Opinión | COMUNIDAD VALENCIANA

Benidorm ‘mon amour’

La mayor ‘fábrica’ de turistas de este país lleva décadas sobreponiéndose al desprecio con que a menudo es tratada por la intelectualidad. El ‘Benidorm Fest’ la ha vuelto a poner en boca de todos

 A cuenta del Benidorm Fest, me da la sensación de que entre las pasiones derivadas de las querencias por los participantes y el ruido generado por la decisión del jurado, ha pasado desapercibida la -por única-, peculiar idiosincrasia de la ciudad anfitriona, tan denostada a menudo. Benidorm lleva décadas sobreponiéndose al desprecio exhibido por una parte de la intelectualidad española, que, de cuando en cuando, se despacha a gusto con una población a la que, armados de una pluma tan roma como su conocimiento, tratan de encasillar en el estereotipo de la caspa.

Benidorm siempre ha estado por encima de estos juicios de valor, consciente de que desde lo alto del menor de sus rascacielos, ni siquiera desde la cota más elevada, se ve muy por encima de la ignorancia de sus detractores y en la misma medida que quienes la vilipendian dejan al trasluz de sus textos la evidencia sonrojante de que jamás han puesto un pie en sus calles.

Articulistas y tertulianos que deben llevar su propia ropa para posar junto a modelos que lucen alta costura en revistas de prêt-à-porter, acostumbran de año en año a ironizar con las costuras de una ciudad que, con arreglo a las cifras del INE, lleva desde mediados del siglo pasado liderando el ránking de pernoctaciones en España, se mantiene con solidez en número de plazas hoteleras tras Londres, París y Madrid, y encabeza las preferencias de los mercados británico y del turismo de mayores.
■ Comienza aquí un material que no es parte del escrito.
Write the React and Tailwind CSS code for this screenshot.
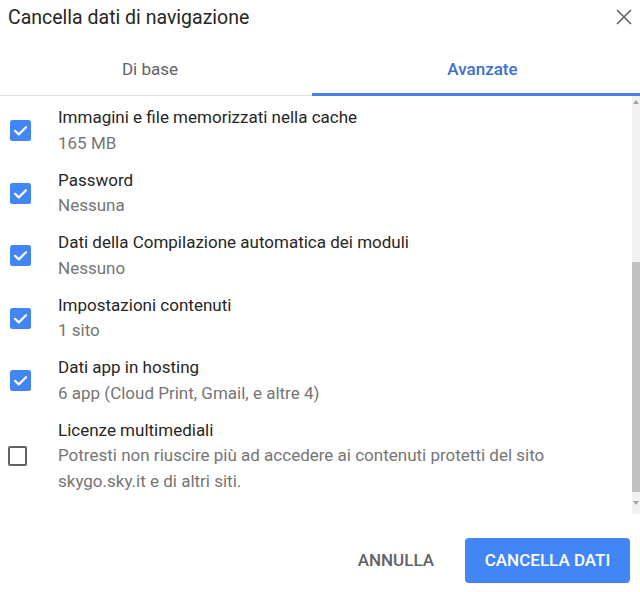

A tenor de su aportación al PIB (el turismo representa el 11% de la riqueza de la Comunidad Valenciana y Benidorm es su buque insignia); su tasa de desempleo, siempre por debajo de la media autonómica y nacional; o el precio por metro cuadrado comercial, la anfitriona del Benidorm Fest aporta más a los índices generadores de riqueza que muchas competidoras que presumen de salir en el papel cuché cada vez que un jeque saudí cierra un área comercial para adquirir joyas y relojes de alta gama. Cualquier economista asentirá al escuchar que son preferibles un par de millones de británicos al año que un solo pachá emergiendo del interior de un Rolls. Quizá carezca de la grandeur de otros enclaves turísticos, pero como apuntaba aquel eslogan de la primera campaña de Clinton, «es la economía, estúpido».
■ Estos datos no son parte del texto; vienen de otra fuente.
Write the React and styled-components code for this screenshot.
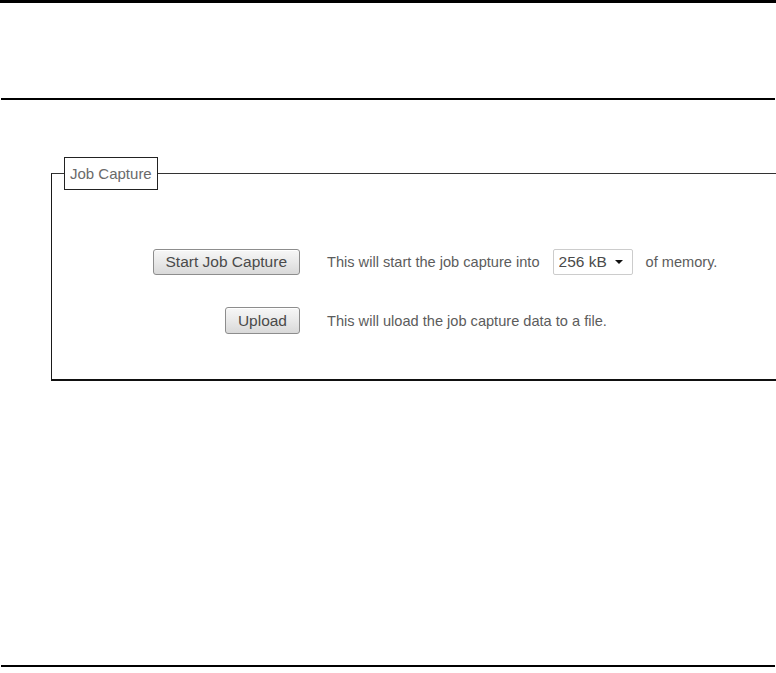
import React from 'react';
import styled, { createGlobalStyle } from 'styled-components';

const GlobalStyle = createGlobalStyle`
  html, body {
    margin: 0;
    padding: 0;
    background: #fff;
    overflow-x: hidden;
  }
  body {
    font-family: "Liberation Sans", Arial, sans-serif;
    color: #5c5c5c;
  }
`;

const Page = styled.div`
  width: 776px;
  height: 673px;
  display: flex;
  flex-direction: column;
  border-top: 3px solid #000;
  box-sizing: border-box;
  overflow: hidden;
`;

const Header = styled.header`
  height: 95px;
  margin: 0 1px;
  border-bottom: 2px solid #000;
  flex-shrink: 0;
`;

const Main = styled.main`
  height: 565px;
  flex-shrink: 0;
  padding: 57px 0 0 51px;
  box-sizing: border-box;
`;

const Footer = styled.footer`
  margin: 0 1px;
  border-top: 2px solid #000;
  flex: 1;
`;

const Fieldset = styled.fieldset`
  width: 800px;
  margin: 0;
  padding: 57px 0 45px;
  border: 1px solid #333;
  border-left-color: #1a1a1a;
  border-bottom: 2px solid #111;
  box-sizing: border-box;
`;

const Legend = styled.legend`
  margin-left: 12px;
  padding: 7px 5px 7px;
  border: 1px solid #222;
  background: #fff;
  font-size: 15px;
  line-height: 17px;
  color: #6a6a6a;
`;

const Form = styled.div`
  display: grid;
  grid-template-columns: 248px auto;
  column-gap: 27px;
  row-gap: 31px;
  align-items: center;
`;

const Action = styled.div`
  display: flex;
  justify-content: flex-end;
  align-items: center;
  height: ${({ $h }) => $h}px;
`;

const Button = styled.button`
  height: ${({ $h }) => $h}px;
  padding: 0 12px;
  border: 1px solid #8d8d8d;
  border-radius: 3px;
  background: linear-gradient(#f7f7f7, #e9e9e9 50%, #d9d9d9);
  box-shadow: inset 0 1px 0 #fff;
  font-family: "Liberation Sans", Arial, sans-serif;
  font-size: 15.5px;
  color: #4a4a4a;
  cursor: pointer;
`;

const Description = styled.div`
  display: flex;
  align-items: center;
  gap: 13px;
  font-size: 14.6px;
  color: #5c5c5c;
  white-space: nowrap;
`;

const SelectWrap = styled.div`
  position: relative;
  width: 80px;
  height: 26px;
`;

const Select = styled.select`
  appearance: none;
  width: 100%;
  height: 100%;
  padding: 0 0 0 5px;
  border: 1px solid #ccc;
  border-radius: 2px;
  background: #fff;
  font-family: "Liberation Sans", Arial, sans-serif;
  font-size: 15.5px;
  color: #4a4a4a;
  box-sizing: border-box;
`;

const Caret = styled.span`
  position: absolute;
  right: 10px;
  top: 11px;
  width: 0;
  height: 0;
  border-left: 4px solid transparent;
  border-right: 4px solid transparent;
  border-top: 4px solid #111;
  pointer-events: none;
`;

export default function App() {
  return (
    <>
      <GlobalStyle />
      <Page>
        <Header />
        <Main>
          <Fieldset>
            <Legend>Job Capture</Legend>
            <Form>
              <Action $h={29}>
                <Button $h={26}>Start Job Capture</Button>
              </Action>
              <Description>
                <span>This will start the job capture into</span>
                <SelectWrap>
                  <Select defaultValue="256">
                    <option value="256">256 kB</option>
                    <option value="512">512 kB</option>
                    <option value="1024">1 MB</option>
                  </Select>
                  <Caret />
                </SelectWrap>
                <span>of memory.</span>
              </Description>
              <Action $h={27}>
                <Button $h={27}>Upload</Button>
              </Action>
              <Description>
                <span>This will uload the job capture data to a file.</span>
              </Description>
            </Form>
          </Fieldset>
        </Main>
        <Footer />
      </Page>
    </>
  );
}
Disipada entre las Españas divididas en tanxugueiras, rigobertas y chaneles, Benidorm atesora una historia no tan conocida por mil veces narrada. El Benidorm que todos conocemos nació en 1956. Nunca fue, como erróneamente cuentan las crónicas, un pueblecito de pescadores, sino de marinos, y en sus genes porta el reconocimiento, también de la izquierda, al alcalde falangista que aquel año apostó por poner patas arriba las normas urbanísticas. A la vista del apego que por sus playas demostraban los primeros turistas de Alcoy y de Madrid, Pedro Zaragoza, el alcalde de camisa azul, se lanzó hacia el urbanismo vertical obligado por una geografía aprisionada por sus municipios vecinos.

Así nació la teoría de la caja de cerillas, con la que se demostraba que en altura cabían las mismas personas que en edificación horizontal y además se podrían habilitar, en el espacio libre, zonas ajardinadas, pistas de tenis o piscinas. Todo ello, junto a un ambiente de libertad inimaginable en otras áreas turísticas españolas, hizo de la ciudad el paraíso de las emergentes clases medias de la generación del baby boom, cuyas madres pudieron tomar el sol en bikini frente a la prohibición predominante en otras partes del litoral.

Benidorm acaba atrapando al visitante. Como decía el falso titular que jamás apareció en NYT respecto a Lola Flores («ni canta ni baila, pero no se la pierdan»), Benidorm no tiene el glamour de Marbella ni el encanto de Formentera, pero perdérsela es un lujo que ningún europeo debería permitirse.

Basar cualquier aseveración en la imagen proyectada por las películas de López Vázquez y Gracita Morales o por los años del landismo, es no querer ver que allí también rodaron Bigas Luna, Isabel Coixet, Vicente Aranda, o que marcas de automóviles de lujo o los principales grandes almacenes de España eligen el sky line de la ciudad para vender su producto. Por más que la publicidad del Benidorm Fest haya sido impagable, dudo mucho que sirva para cambiar la opinión de quienes la tachan de cutre y hortera. Benidorm ya ha sobrevivido a muchos detractores. A éstos también los verá pasar.